Präsident Ashraf Ghani hat wenig Rückhalt

Während die Talibanmilizen einen immer engeren Ring um Kabul ziehen, finden die radikalislamischen Kämpfer sogar Zeit, unerwünschte Konkurrenz aus dem Weg zu räumen. Nach tagelangen Kämpfen besiegten sie Ende Juli im Süden der Provinz Jowsjan einen Ableger der Terrorgruppe Islamischer Staat (IS). Die überwiegend aus Usbekistan stammenden früheren Mitglieder der Islamischen Bewegung Usbekistan (IMU) waren vor Jahren aus Waziristan in Pakistan geflohen und hatten sich mit ihren Familien in der Region niedergelassen. Nach ihrer Niederlage gegen die Taliban lief die IS-Truppe von Darsab zur afghanischen Armee über.
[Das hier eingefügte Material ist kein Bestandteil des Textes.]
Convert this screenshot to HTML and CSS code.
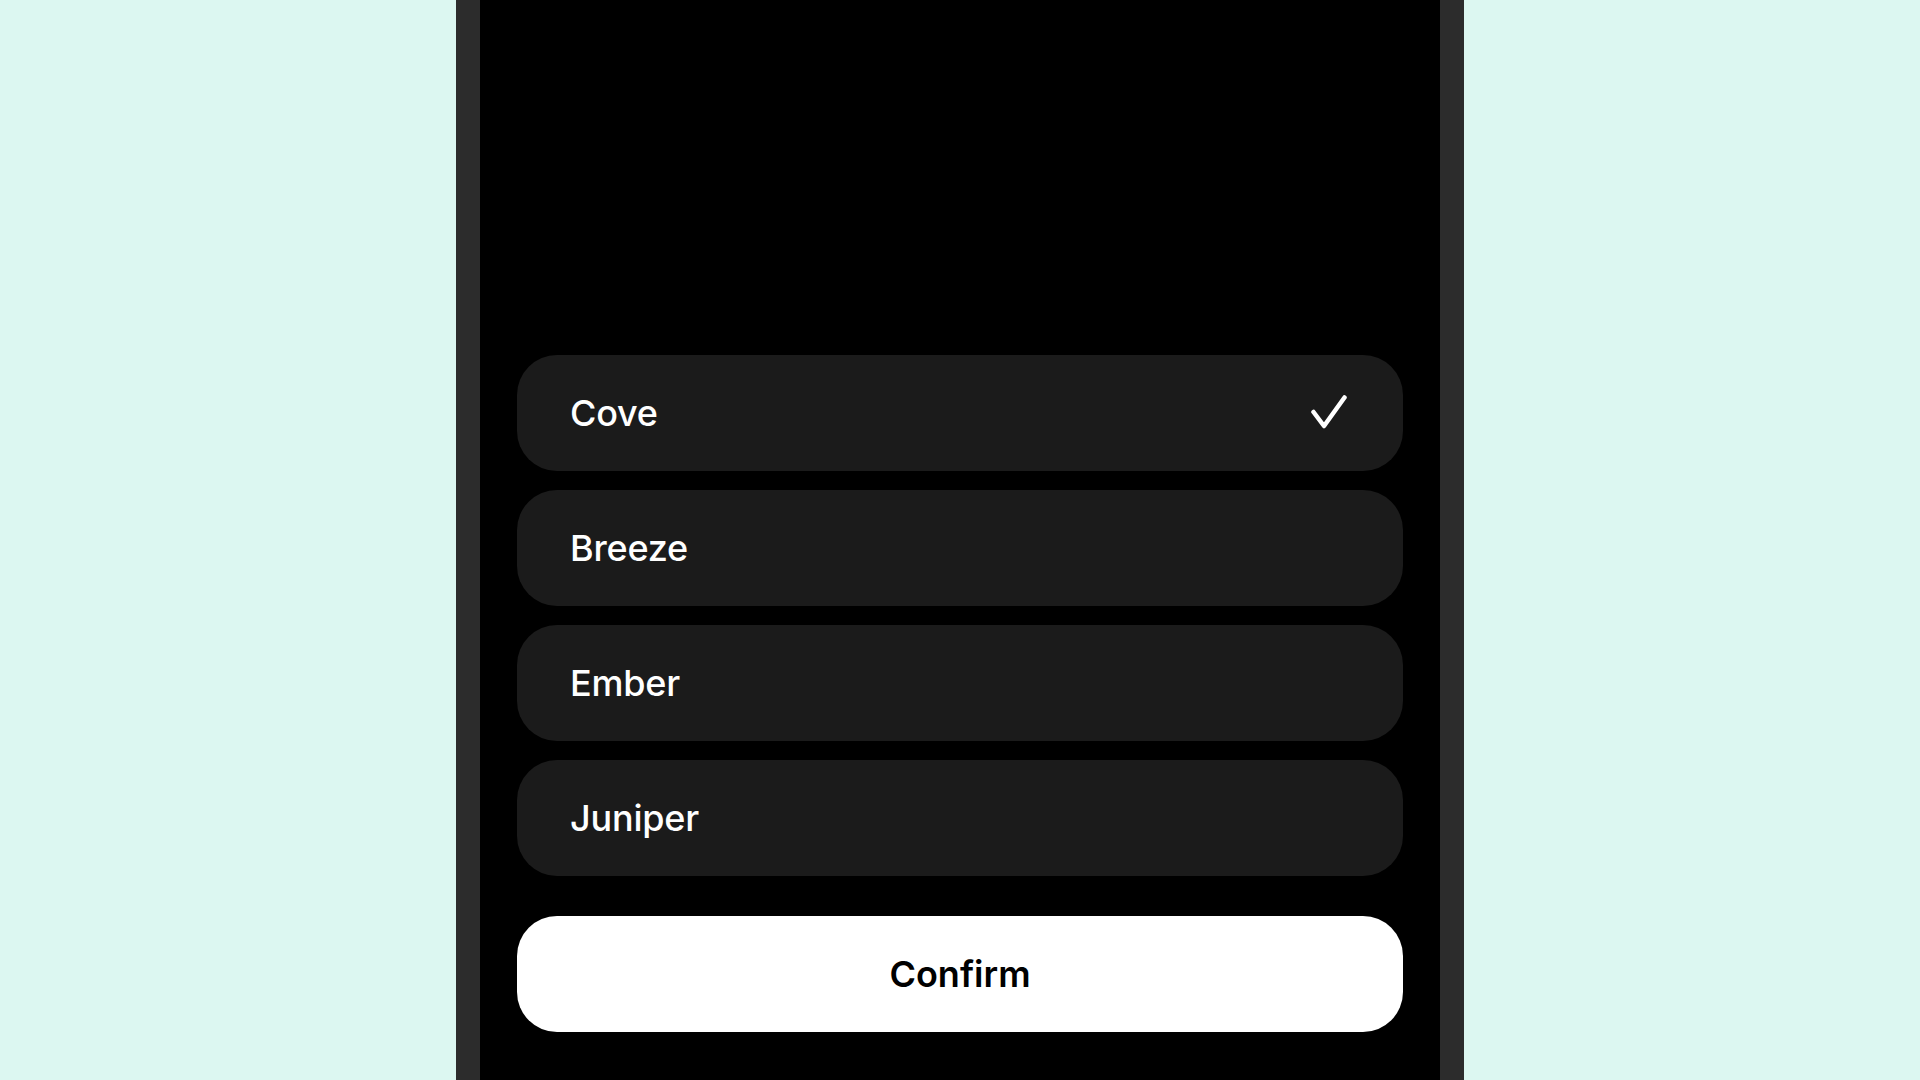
FILE: index.html
```html
<!DOCTYPE html>
<html lang="en">
<head>
    <meta charset="UTF-8">
    <meta name="viewport" content="width=device-width, initial-scale=1.0">
    <title>Choose a theme</title>
    <link rel="stylesheet" href="styles.css">
</head>
<body>
    <div class="phone">
        <div class="screen">
            <div class="options">
                <div class="option selected">
                    <span class="label">Cove</span>
                    <svg class="check" width="36" height="34" viewBox="0 0 36 34">
                        <path d="M2.5 17 L13 31 L33.5 2.5" fill="none" stroke="#fff" stroke-width="4.5" stroke-linecap="round" stroke-linejoin="round"/>
                    </svg>
                </div>
                <div class="option"><span class="label">Breeze</span></div>
                <div class="option"><span class="label">Ember</span></div>
                <div class="option"><span class="label">Juniper</span></div>
            </div>
            <button class="confirm">Confirm</button>
        </div>
    </div>
</body>
</html>
```

FILE: styles.css
```css
body {
    margin: 0;
    padding: 0;
    background-color: #dcf7f1;
    font-family: Inter, "Liberation Sans", sans-serif;
    display: flex;
    justify-content: center;
    height: 1080px;
    overflow: hidden;
}
.phone {
    width: 960px;
    height: 1080px;
    border-left: 24px solid #2c2c2c;
    border-right: 24px solid #2c2c2c;
    background-color: #000;
}
.screen {
    height: 100%;
    box-sizing: border-box;
    padding: 0 37px 48px 37px;
    display: flex;
    flex-direction: column;
    justify-content: flex-end;
}
.options {
    display: flex;
    flex-direction: column;
    gap: 19px;
}
.option {
    height: 116px;
    background-color: #1b1b1b;
    border-radius: 40px;
    display: flex;
    align-items: center;
    justify-content: space-between;
    padding: 0 56px 0 53px;
}
.label {
    color: #fff;
    font-size: 36px;
    font-weight: 500;
    letter-spacing: -0.2px;
}
.check {
    display: block;
    margin-top: -2px;
}
.confirm {
    margin-top: 40px;
    height: 116px;
    border: none;
    border-radius: 40px;
    background-color: #fff;
    color: #000;
    font-family: Inter, "Liberation Sans", sans-serif;
    font-size: 36px;
    font-weight: 600;
    cursor: pointer;
}
```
Präsident Ashraf Ghani hat massiv an Unterstützung verloren. Zudem ist seine Regierung mit der Vorbereitung von Parlamentswahlen beschäftigt, die am 20. Oktober mit dreieinhalbjähriger Verspätung stattfinden sollen. Inzwischen gibt es gar Unkenrufe, dass Ghani wegen der prekären Sicherheitslage, ökonomischen Problemen und wachsender Unbeliebtheit nicht mal mehr den 20. April 2019 in seinem Amtssitz Argh-Palast erleben wird – also den Tag, an dem er sich bei den Präsidentschaftswahlen wiederwählen lassen möchte.